The original laws said that copyright only lasted for TWELVE YEARS. It's absolutely ridiculous for people to be arguing over the ownership of characters who were old when their grandfathers were young, but that's where we've gotten because of all of this GREED on the part of the corporations AND the "heirs" who themselves did absolutely nothing to deserve hundreds of millions of dollars either.
Imagine if a group of ancient Greeks suddenly decided that they "owned" Zeus or owned the tales of Odysseus, and they got to dictate who got to retell those stories, and they had to get paid every time a Greek myth was told. That's the equivalent of what these corporations and these "heirs" are doing. These ideas and characters became public myths a long, long, long time ago; thus, they should be in the public domain.
Last edited by DarkBeast; 08-08-2013 at 02:00 PM.
I would love to read Marvel books without feeling guilty.

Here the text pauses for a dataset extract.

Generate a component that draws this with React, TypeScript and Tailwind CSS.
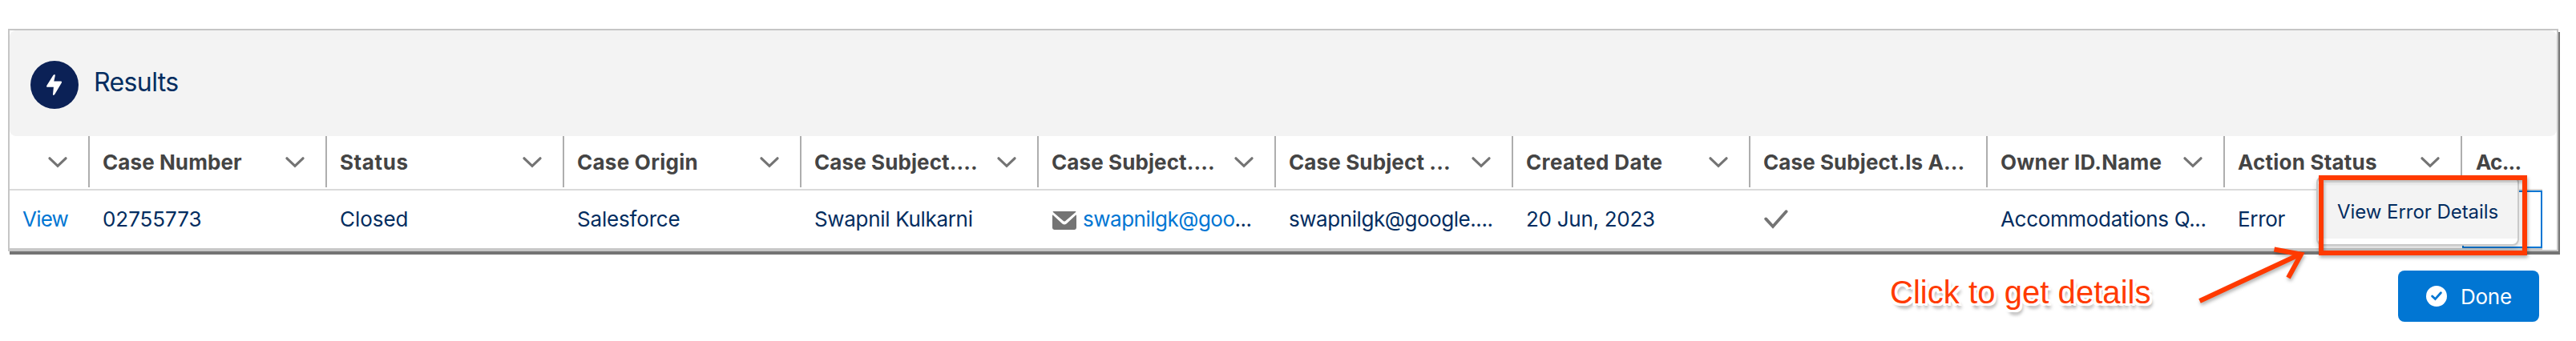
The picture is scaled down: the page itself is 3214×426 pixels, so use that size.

And Don Rosa was/is ripped-off too. Just google some interviews with him.
Man, it's just SAD.
And justice for all...
A tiny human being against the machine.
(I'll have to change my avatar)
Say No to decompressed storytelling!
Bellechere for the win!!!
Let's be honest...this suit never had a chance.
No court in the US in this day and age was going to rule in favor of the Kirby estate no matter what the facts were. Our courts are bought and paid for by corporations, as are our lawmakers.
Anyone expecting ANY useful IP to ever fall into public domain ever again is kidding themselves. If it has ANY value at all, someone will snap it up and keep the copyright up.
The facts are Kirby himself admitted to being a freelancer on numurious occations until the 1980's when Marvel really started merchandising their products.
It also dosen't help their case that he turned down a partnership to go over to DC.